The fire started about 2 p.m. Sunday and quickly grew to about 200 acres within the first hour.
Highway 58 east of Santa Margarita was completely open as of about 10:10 a.m., according to Caltrans. All road closures are now soft closures, which means residents should use caution while driving in the area.
Rob Derrick, who lives off of Huer Huero Road, came out Monday morning to look at the “moonscape” left by the fire. His property was safe, but a stripe of fire retardant had painted the car and RV of his neighbor across the street.
Derrick has lived in the area since 1972, so he’s seen his fair share of wildfires. But he said he’d never seen two fires as close together as the Hill Fire and the Stone Fire.
On Sunday, Derrick walked outside after lunch and saw flames going up to his friend’s house. Derrick, who said he used to be a paid-call firefighter, said he jumped on his tractor and started cutting a trail through the brush and then evacuated his friend’s animals.
And once the firefighters got there, “we watched the guys do their jobs. We handed out water to them and a friend of mine took down cookies and snacks, just telling the guys thank you.”
Down the road from Derrick, Monte and Kathy Mills were getting ready to take their dog on a hike. They were at a movie in Atascadero when the fire started.
“She had turned her phone off during the movie and when we got out, it lit up like a Christmas tree,” Monte said. The couple was immediately concerned for Kathy’s dog, who was in a kennel on their property.
“All I got was that the fire was right across the street,” Kathy recalled. But once they were able to get home and see where the fire was, they had peace of mind.
Kathy said their neighbors had horse trailers ready to go in case they needed to evacuate the Mills’ horses, and one friend had taken the dog to her home.
And “Cal Fire and all the resource management has been unbelievable, just incredible,” Kathy said. “They just jumped on it and did not hesitate.”
In Creston on Sunday, Don Dowling was greeted at his home after a trip to Morro Bay by flashing lights and billowing smoke.
He pulled into the driveway of the home that he and his wife Lora had lived in for the past 36 years and looked in disbelief as flames from the Stone Fire burned dangerously close to his home. Luckily, fire crews also arrived just as Dowling did.

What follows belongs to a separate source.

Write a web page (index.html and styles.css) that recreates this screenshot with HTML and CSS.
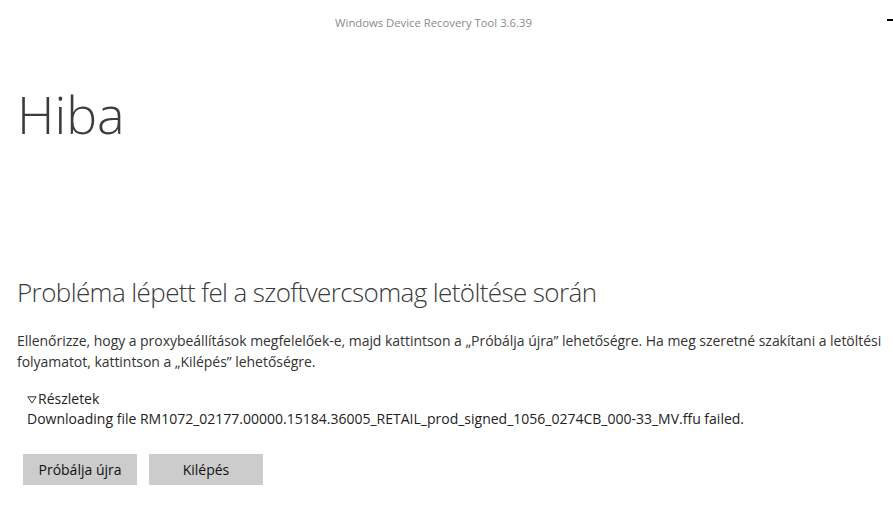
FILE: index.html
```html
<!DOCTYPE html>
<html lang="hu">
<head>
    <meta charset="UTF-8">
    <meta name="viewport" content="width=device-width, initial-scale=1.0">
    <title>Windows Device Recovery Tool 3.6.39</title>
    <link rel="stylesheet" href="styles.css">
</head>
<body>
    <header class="titlebar">
        <span class="app-title">Windows Device Recovery Tool 3.6.39</span>
        <span class="minimize"></span>
    </header>

    <main class="content">
        <h1 class="page-title">Hiba</h1>

        <h2 class="error-title">Probléma lépett fel a szoftvercsomag letöltése során</h2>
        <p class="error-text">Ellenőrizze, hogy a proxybeállítások megfelelőek-e, majd kattintson a „Próbálja újra” lehetőségre. Ha meg szeretné szakítani a letöltési folyamatot, kattintson a „Kilépés” lehetőségre.</p>

        <div class="details">
            <div class="details-toggle">
                <svg class="arrow" width="10" height="8" viewBox="0 0 10 8">
                    <path d="M0.8 0.8 H9.2 L5 7 Z" fill="none" stroke="#333" stroke-width="1"/>
                </svg>Részletek
            </div>
            <div class="details-text">Downloading file RM1072_02177.00000.15184.36005_RETAIL_prod_signed_1056_0274CB_000-33_MV.ffu failed.</div>
        </div>

        <div class="actions">
            <button class="btn">Próbálja újra</button>
            <button class="btn">Kilépés</button>
        </div>
    </main>
</body>
</html>
```

FILE: styles.css
```css
* {
    margin: 0;
    padding: 0;
    box-sizing: border-box;
}

body {
    background-color: #fff;
    color: #333;
    font-family: "Open Sans", "Noto Sans", sans-serif;
    width: 893px;
    height: 519px;
    overflow: hidden;
}

/* title bar */
.titlebar {
    position: relative;
    height: 36px;
    text-align: center;
    padding-top: 10px;
}

.app-title {
    font-size: 11.3px;
    color: #8a8a8a;
    margin-left: -26px;
}

.minimize {
    position: absolute;
    top: 19px;
    right: 0;
    width: 6px;
    height: 2px;
    background-color: #000;
}

/* main */
.content {
    padding: 0 17px;
}

.page-title {
    font-size: 52px;
    font-weight: 300;
    color: #3c3c3c;
    margin-top: 42px;
    line-height: 72px;
}

.error-title {
    font-size: 26px;
    font-weight: 300;
    color: #3a3a3a;
    margin-top: 124px;
    line-height: 36px;
    letter-spacing: -0.6px;
}

.error-text {
    width: 872px;
    font-size: 14px;
    color: #333;
    line-height: 21px;
    margin-top: 20px;
    letter-spacing: -0.04px;
}

.details {
    margin-top: 17px;
    padding-left: 10px;
    font-size: 14px;
    color: #222;
    line-height: 20px;
}

.details-toggle .arrow {
    margin-right: 1px;
}

.actions {
    display: flex;
    gap: 12px;
    margin-top: 25px;
    padding-left: 6px;
}

.btn {
    width: 114px;
    height: 31px;
    background-color: #ccc;
    border: none;
    font-family: "Open Sans", "Noto Sans", sans-serif;
    font-size: 14px;
    color: #111;
}
```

“They saved the place,” Dowling said of the firefighter’s efforts. “They saved the shed that’s in the back, they saved the house. They saved the barn, too. It was all burning.”
The fire seared the dry grass in the hills around the home and a few leaves off a tree 10 yards away from the home. Fire crews tried to stop the fire before it reached Dowling’s home, but it jumped across Highway 58 and burned nearby hills.
It seemed like deja vu for the Dowlings, whose property narrowly escaped damage when the Hill Fire burned 1,600 acres just south of their home. The only lost property Sunday was a horse that escaped.
The Dowling’s next-door neighbor wasn’t so lucky.
“They lost a mobile home and a barn,” Dowling said.
“If it hadn’t been for the fire company we wouldn’t have a house today,” Dowling said. “They did a fine job.”